In all parts of the country, model railroading is as active as ever. Lumping together the “tinplaters,” who buy their equipment ready-made, and the “model railroaders,” who make theirs to scale, there are approximately 250,000 miniature-train enthusiasts in the United States. Last year, they spent $11,000,000 for new electric trains alone. The average model railroader spends about $3 a week on his hobby. More than 100,000 of these hobbyists are said to have equipment that is worth $400 or more.

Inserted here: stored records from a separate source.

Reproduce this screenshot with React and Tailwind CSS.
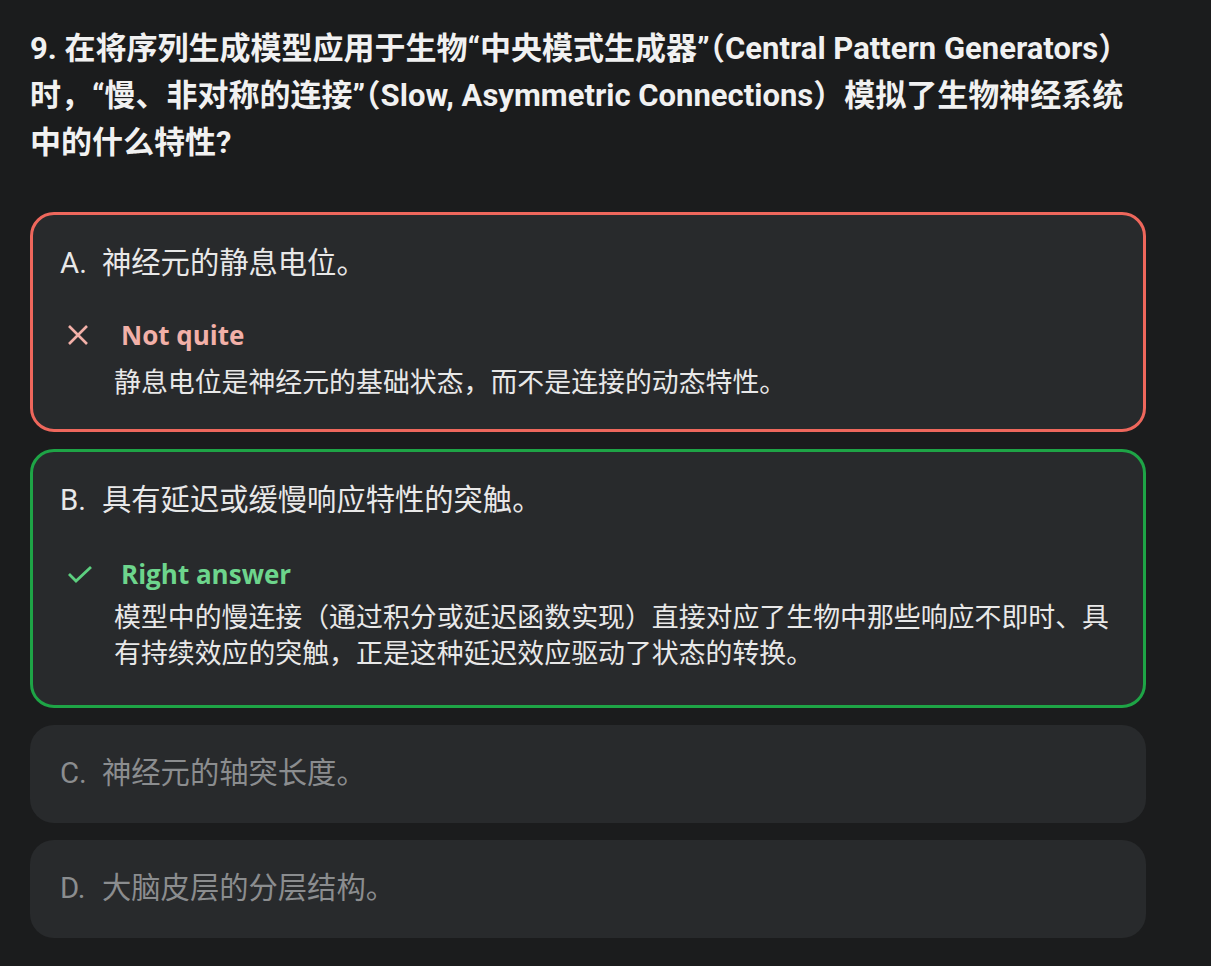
const sans = { fontFamily: 'Roboto, "Noto Sans CJK SC", sans-serif' };
const open = { fontFamily: '"Open Sans", "Noto Sans CJK SC", sans-serif' };

const options = [
  {
    key: "A",
    text: "神经元的静息电位。",
    state: "wrong",
    label: "Not quite",
    note: "静息电位是神经元的基础状态，而不是连接的动态特性。",
  },
  {
    key: "B",
    text: "具有延迟或缓慢响应特性的突触。",
    state: "right",
    label: "Right answer",
    note: "模型中的慢连接（通过积分或延迟函数实现）直接对应了生物中那些响应不即时、具有持续效应的突触，正是这种延迟效应驱动了状态的转换。",
  },
  { key: "C", text: "神经元的轴突长度。" },
  { key: "D", text: "大脑皮层的分层结构。" },
];

const CrossIcon = () => (
  <svg width="22" height="22" viewBox="0 0 22 22" className="text-[#f2b0a8]">
    <path d="M2 2 L20 20 M20 2 L2 20" stroke="currentColor" strokeWidth="2.6" fill="none" />
  </svg>
);

const CheckIcon = () => (
  <svg width="26" height="18" viewBox="0 0 26 18" className="text-[#5ccf7f]">
    <path d="M2 9 L9 16 L24 2" stroke="currentColor" strokeWidth="2.8" fill="none" />
  </svg>
);

const Option = ({ opt }) => {
  const border =
    opt.state === "wrong"
      ? "border-[#ee675c] pt-[29px] pb-[28px]"
      : opt.state === "right"
      ? "border-[#1ea446] pt-[29px] pb-[33px]"
      : "border-transparent pt-[26px] pb-[28px]";
  const textColor = opt.state ? "text-[#e8e8e8]" : "text-[#8b8d8f]";
  return (
    <div className={`rounded-[24px] bg-[#282a2c] px-[27px] border-[3px] ${border}`}>
      <div className={`flex text-[29.3px] leading-[38px] ${textColor}`}>
        <span className="w-[42px] shrink-0">{opt.key}.</span>
        <span>{opt.text}</span>
      </div>
      {opt.state && (
        <div className={opt.state === "right" ? "mt-[37px]" : "mt-[35px]"}>
          <div className="flex items-center h-[36px]">
            <span className="w-[54px] flex pl-[7px]">
              {opt.state === "wrong" ? <CrossIcon /> : <CheckIcon />}
            </span>
            <span
              className={`text-[26px] font-bold pl-[7px] ${
                opt.state === "wrong" ? "text-[#f2b0a8]" : "text-[#6dd58c]"
              }`}
              style={open}
            >
              {opt.label}
            </span>
          </div>
          <p
            className={`pl-[54px] pr-[4px] text-[26.9px] leading-[36px] text-[#e8e8e8] ${
              opt.state === "right" ? "mt-[8px]" : "mt-[12px]"
            }`}
          >
            {opt.note}
          </p>
        </div>
      )}
    </div>
  );
};

export default function App() {
  return (
    <div className="min-h-[966px] bg-[#1b1c1d] px-[30px] pt-[25px] pb-[28px]" style={sans}>
      <div className="w-[1116px]">
        <h1 className="text-[31px] font-bold leading-[47px] text-[#f1f1f1]">
          9. 在将序列生成模型应用于生物“中央模式生成器”（Central Pattern Generators）时，“慢、非对称的连接”（Slow, Asymmetric Connections）模拟了生物神经系统中的什么特性?
        </h1>
        <div className="mt-[46px] flex flex-col gap-[17px]">
          {options.map((o) => (
            <Option key={o.key} opt={o} />
          ))}
        </div>
      </div>
    </div>
  );
}
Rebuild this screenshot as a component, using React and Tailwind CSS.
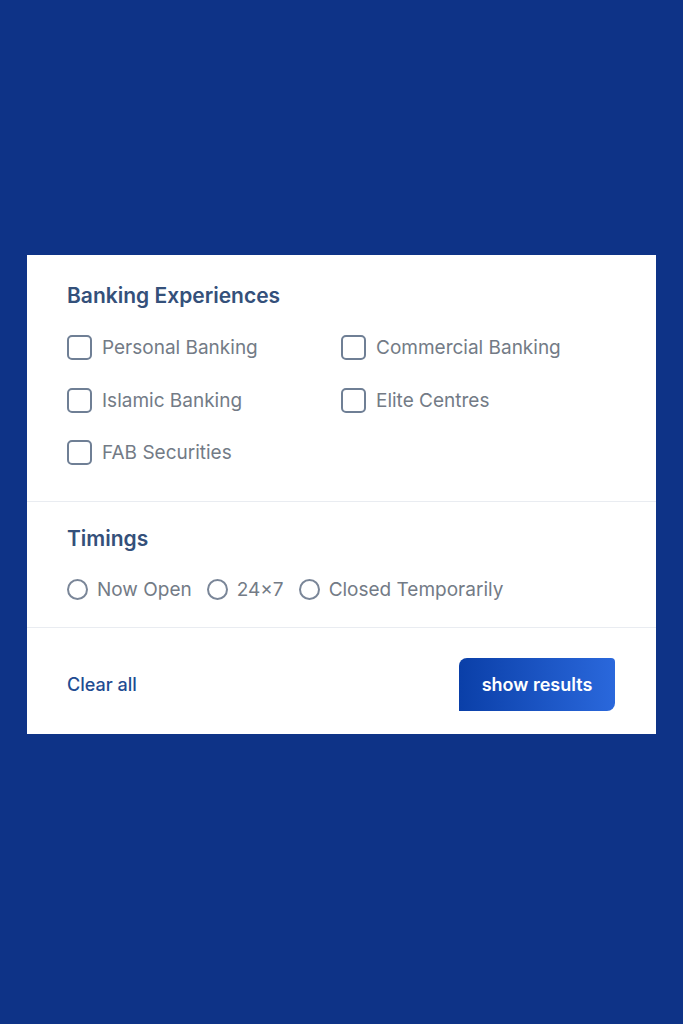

HOME WORKSHOP 2,000,000 SHOPS IN 2,000,000 home workshops, American hobbyists are finding fun working with tools and making things of wood and metal. Stemming from one of the most time-honored hobbies of all, whittling, home craftwork has branched out in many directions. Approximately one in four shops, 500,000 out of the 2,000,000 total, are equipped with power tools. According to the estimate of one machinery manufacturer, home-workshop hobbyists in the United States install annually about $5,500,000 worth of new electric-driven machines. Approximately 400,000 of the home-workshop fans are fortunate enough to possess power lathes. The average amount spent in twelve months by the confirmed home workshopper on tools and materials runs between $50 and $100.
Both farm and city dwellers enjoy home workshops. A few years ago, when a leading farm journal made a survey of its readers, it discovered that 27 percent of all the farmers who replied to the questionnaire had home workshops and spent their leisure on craft projects.
Besides woodworking, carving, furniture-making, and metal work, there are numerous specialized branches of home-workshop activity. One of the leading variations of the kind is amateur radio. The 56,000 licensed amateurs in the country construct, operate, and repair their own wireless sets. They range from schoolboys to octogenarians. The youngest is 11 and the oldest 88. One amateur has a layout that cost $25,000 while scores of “ham” operators get along on a total investment of $25. Banded together in The American Radio Relay League, 26,000 of these amateurs help maintain communication when floods or storms interrupt telegraph and telephone service.